▶ [What is needed]
Copy the data precisely, character for character, and leave out every picture.
──────── Supplied information
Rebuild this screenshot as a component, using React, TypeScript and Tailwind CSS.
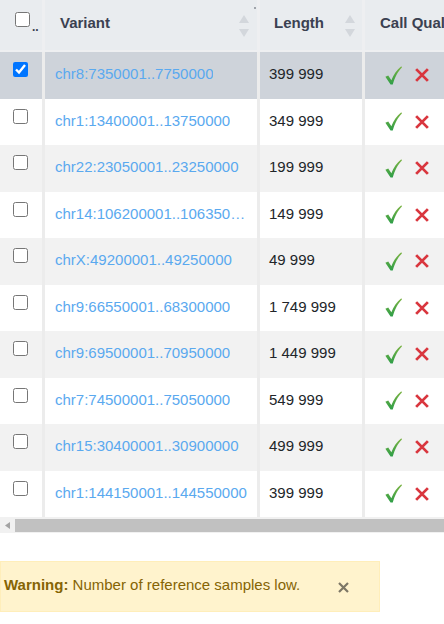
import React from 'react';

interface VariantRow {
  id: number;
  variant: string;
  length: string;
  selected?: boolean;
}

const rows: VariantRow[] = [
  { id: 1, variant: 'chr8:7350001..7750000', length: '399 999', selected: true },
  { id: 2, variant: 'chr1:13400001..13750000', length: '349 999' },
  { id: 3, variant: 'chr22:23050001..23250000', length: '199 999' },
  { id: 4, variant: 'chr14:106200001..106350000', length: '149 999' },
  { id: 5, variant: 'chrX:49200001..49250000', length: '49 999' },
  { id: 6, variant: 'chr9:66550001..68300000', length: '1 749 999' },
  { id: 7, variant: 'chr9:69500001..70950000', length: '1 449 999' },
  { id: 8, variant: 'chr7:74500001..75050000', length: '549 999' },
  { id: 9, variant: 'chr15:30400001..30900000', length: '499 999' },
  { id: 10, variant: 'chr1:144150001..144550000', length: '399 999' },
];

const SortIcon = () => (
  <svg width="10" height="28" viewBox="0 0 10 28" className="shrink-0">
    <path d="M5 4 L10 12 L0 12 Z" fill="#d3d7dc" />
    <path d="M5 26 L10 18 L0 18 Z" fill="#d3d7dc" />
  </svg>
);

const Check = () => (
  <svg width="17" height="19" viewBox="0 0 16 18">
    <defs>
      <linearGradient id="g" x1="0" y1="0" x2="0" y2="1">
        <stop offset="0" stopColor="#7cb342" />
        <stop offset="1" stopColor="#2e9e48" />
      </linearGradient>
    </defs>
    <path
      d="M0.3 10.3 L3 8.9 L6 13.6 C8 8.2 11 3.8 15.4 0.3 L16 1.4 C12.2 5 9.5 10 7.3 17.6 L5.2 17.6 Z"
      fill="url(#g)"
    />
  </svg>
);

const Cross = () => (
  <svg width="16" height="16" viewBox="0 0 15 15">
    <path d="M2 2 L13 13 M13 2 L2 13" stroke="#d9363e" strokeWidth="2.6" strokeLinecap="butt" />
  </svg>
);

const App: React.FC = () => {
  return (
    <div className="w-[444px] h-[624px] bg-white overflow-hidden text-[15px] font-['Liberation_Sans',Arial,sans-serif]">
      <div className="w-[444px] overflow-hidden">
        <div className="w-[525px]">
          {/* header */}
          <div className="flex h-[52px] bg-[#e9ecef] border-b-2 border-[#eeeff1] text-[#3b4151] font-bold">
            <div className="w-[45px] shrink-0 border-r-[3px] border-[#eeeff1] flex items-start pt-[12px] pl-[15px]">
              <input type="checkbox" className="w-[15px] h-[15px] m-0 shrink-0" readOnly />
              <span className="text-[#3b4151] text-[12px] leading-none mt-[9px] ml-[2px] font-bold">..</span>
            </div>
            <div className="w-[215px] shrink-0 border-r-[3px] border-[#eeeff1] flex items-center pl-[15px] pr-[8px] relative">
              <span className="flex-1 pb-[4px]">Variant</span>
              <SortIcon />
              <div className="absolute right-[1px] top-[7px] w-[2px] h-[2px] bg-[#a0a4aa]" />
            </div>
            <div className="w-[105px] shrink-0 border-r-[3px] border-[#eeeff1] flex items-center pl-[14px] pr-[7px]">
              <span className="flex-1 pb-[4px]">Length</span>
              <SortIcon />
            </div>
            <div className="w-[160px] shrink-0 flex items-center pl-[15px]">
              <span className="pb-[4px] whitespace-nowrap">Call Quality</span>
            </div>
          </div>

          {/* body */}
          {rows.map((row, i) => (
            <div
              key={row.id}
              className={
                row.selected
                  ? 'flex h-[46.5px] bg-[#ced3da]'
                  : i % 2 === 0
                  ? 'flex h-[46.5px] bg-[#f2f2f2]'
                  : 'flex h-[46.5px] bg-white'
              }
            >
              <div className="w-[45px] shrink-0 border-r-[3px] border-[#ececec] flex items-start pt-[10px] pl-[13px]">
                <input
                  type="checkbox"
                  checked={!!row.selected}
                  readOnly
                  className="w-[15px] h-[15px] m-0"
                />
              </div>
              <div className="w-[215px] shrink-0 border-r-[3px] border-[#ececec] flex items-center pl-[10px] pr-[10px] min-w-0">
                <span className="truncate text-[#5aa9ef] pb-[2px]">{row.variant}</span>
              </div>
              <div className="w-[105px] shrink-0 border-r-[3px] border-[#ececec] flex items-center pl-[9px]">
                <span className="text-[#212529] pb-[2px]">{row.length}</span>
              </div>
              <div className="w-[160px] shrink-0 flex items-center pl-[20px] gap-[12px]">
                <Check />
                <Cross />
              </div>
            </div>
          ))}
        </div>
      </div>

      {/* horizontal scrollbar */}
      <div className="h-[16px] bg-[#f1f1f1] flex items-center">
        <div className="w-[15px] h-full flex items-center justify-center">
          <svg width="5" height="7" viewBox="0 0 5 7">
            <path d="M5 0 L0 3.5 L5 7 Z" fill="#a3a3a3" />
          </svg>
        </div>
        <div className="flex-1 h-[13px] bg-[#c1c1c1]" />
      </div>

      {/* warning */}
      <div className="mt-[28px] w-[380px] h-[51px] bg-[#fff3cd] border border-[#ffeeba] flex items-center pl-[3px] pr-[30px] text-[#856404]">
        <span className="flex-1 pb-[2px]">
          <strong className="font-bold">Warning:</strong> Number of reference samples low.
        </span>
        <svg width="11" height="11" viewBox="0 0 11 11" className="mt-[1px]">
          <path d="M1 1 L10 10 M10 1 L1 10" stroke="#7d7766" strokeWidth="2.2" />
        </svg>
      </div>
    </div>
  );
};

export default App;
────────────────
▶ [Task result]
Rebuild this screenshot as a component, using React, TypeScript and Tailwind CSS.
import React from 'react';

interface VariantRow {
  id: number;
  variant: string;
  length: string;
  selected?: boolean;
}

const rows: VariantRow[] = [
  { id: 1, variant: 'chr8:7350001..7750000', length: '399 999', selected: true },
  { id: 2, variant: 'chr1:13400001..13750000', length: '349 999' },
  { id: 3, variant: 'chr22:23050001..23250000', length: '199 999' },
  { id: 4, variant: 'chr14:106200001..106350000', length: '149 999' },
  { id: 5, variant: 'chrX:49200001..49250000', length: '49 999' },
  { id: 6, variant: 'chr9:66550001..68300000', length: '1 749 999' },
  { id: 7, variant: 'chr9:69500001..70950000', length: '1 449 999' },
  { id: 8, variant: 'chr7:74500001..75050000', length: '549 999' },
  { id: 9, variant: 'chr15:30400001..30900000', length: '499 999' },
  { id: 10, variant: 'chr1:144150001..144550000', length: '399 999' },
];

const SortIcon = () => (
  <svg width="10" height="28" viewBox="0 0 10 28" className="shrink-0">
    <path d="M5 4 L10 12 L0 12 Z" fill="#d3d7dc" />
    <path d="M5 26 L10 18 L0 18 Z" fill="#d3d7dc" />
  </svg>
);

const Check = () => (
  <svg width="17" height="19" viewBox="0 0 16 18">
    <defs>
      <linearGradient id="g" x1="0" y1="0" x2="0" y2="1">
        <stop offset="0" stopColor="#7cb342" />
        <stop offset="1" stopColor="#2e9e48" />
      </linearGradient>
    </defs>
    <path
      d="M0.3 10.3 L3 8.9 L6 13.6 C8 8.2 11 3.8 15.4 0.3 L16 1.4 C12.2 5 9.5 10 7.3 17.6 L5.2 17.6 Z"
      fill="url(#g)"
    />
  </svg>
);

const Cross = () => (
  <svg width="16" height="16" viewBox="0 0 15 15">
    <path d="M2 2 L13 13 M13 2 L2 13" stroke="#d9363e" strokeWidth="2.6" strokeLinecap="butt" />
  </svg>
);

const App: React.FC = () => {
  return (
    <div className="w-[444px] h-[624px] bg-white overflow-hidden text-[15px] font-['Liberation_Sans',Arial,sans-serif]">
      <div className="w-[444px] overflow-hidden">
        <div className="w-[525px]">
          {/* header */}
          <div className="flex h-[52px] bg-[#e9ecef] border-b-2 border-[#eeeff1] text-[#3b4151] font-bold">
            <div className="w-[45px] shrink-0 border-r-[3px] border-[#eeeff1] flex items-start pt-[12px] pl-[15px]">
              <input type="checkbox" className="w-[15px] h-[15px] m-0 shrink-0" readOnly />
              <span className="text-[#3b4151] text-[12px] leading-none mt-[9px] ml-[2px] font-bold">..</span>
            </div>
            <div className="w-[215px] shrink-0 border-r-[3px] border-[#eeeff1] flex items-center pl-[15px] pr-[8px] relative">
              <span className="flex-1 pb-[4px]">Variant</span>
              <SortIcon />
              <div className="absolute right-[1px] top-[7px] w-[2px] h-[2px] bg-[#a0a4aa]" />
            </div>
            <div className="w-[105px] shrink-0 border-r-[3px] border-[#eeeff1] flex items-center pl-[14px] pr-[7px]">
              <span className="flex-1 pb-[4px]">Length</span>
              <SortIcon />
            </div>
            <div className="w-[160px] shrink-0 flex items-center pl-[15px]">
              <span className="pb-[4px] whitespace-nowrap">Call Quality</span>
            </div>
          </div>

          {/* body */}
          {rows.map((row, i) => (
            <div
              key={row.id}
              className={
                row.selected
                  ? 'flex h-[46.5px] bg-[#ced3da]'
                  : i % 2 === 0
                  ? 'flex h-[46.5px] bg-[#f2f2f2]'
                  : 'flex h-[46.5px] bg-white'
              }
            >
              <div className="w-[45px] shrink-0 border-r-[3px] border-[#ececec] flex items-start pt-[10px] pl-[13px]">
                <input
                  type="checkbox"
                  checked={!!row.selected}
                  readOnly
                  className="w-[15px] h-[15px] m-0"
                />
              </div>
              <div className="w-[215px] shrink-0 border-r-[3px] border-[#ececec] flex items-center pl-[10px] pr-[10px] min-w-0">
                <span className="truncate text-[#5aa9ef] pb-[2px]">{row.variant}</span>
              </div>
              <div className="w-[105px] shrink-0 border-r-[3px] border-[#ececec] flex items-center pl-[9px]">
                <span className="text-[#212529] pb-[2px]">{row.length}</span>
              </div>
              <div className="w-[160px] shrink-0 flex items-center pl-[20px] gap-[12px]">
                <Check />
                <Cross />
              </div>
            </div>
          ))}
        </div>
      </div>

      {/* horizontal scrollbar */}
      <div className="h-[16px] bg-[#f1f1f1] flex items-center">
        <div className="w-[15px] h-full flex items-center justify-center">
          <svg width="5" height="7" viewBox="0 0 5 7">
            <path d="M5 0 L0 3.5 L5 7 Z" fill="#a3a3a3" />
          </svg>
        </div>
        <div className="flex-1 h-[13px] bg-[#c1c1c1]" />
      </div>

      {/* warning */}
      <div className="mt-[28px] w-[380px] h-[51px] bg-[#fff3cd] border border-[#ffeeba] flex items-center pl-[3px] pr-[30px] text-[#856404]">
        <span className="flex-1 pb-[2px]">
          <strong className="font-bold">Warning:</strong> Number of reference samples low.
        </span>
        <svg width="11" height="11" viewBox="0 0 11 11" className="mt-[1px]">
          <path d="M1 1 L10 10 M10 1 L1 10" stroke="#7d7766" strokeWidth="2.2" />
        </svg>
      </div>
    </div>
  );
};

export default App;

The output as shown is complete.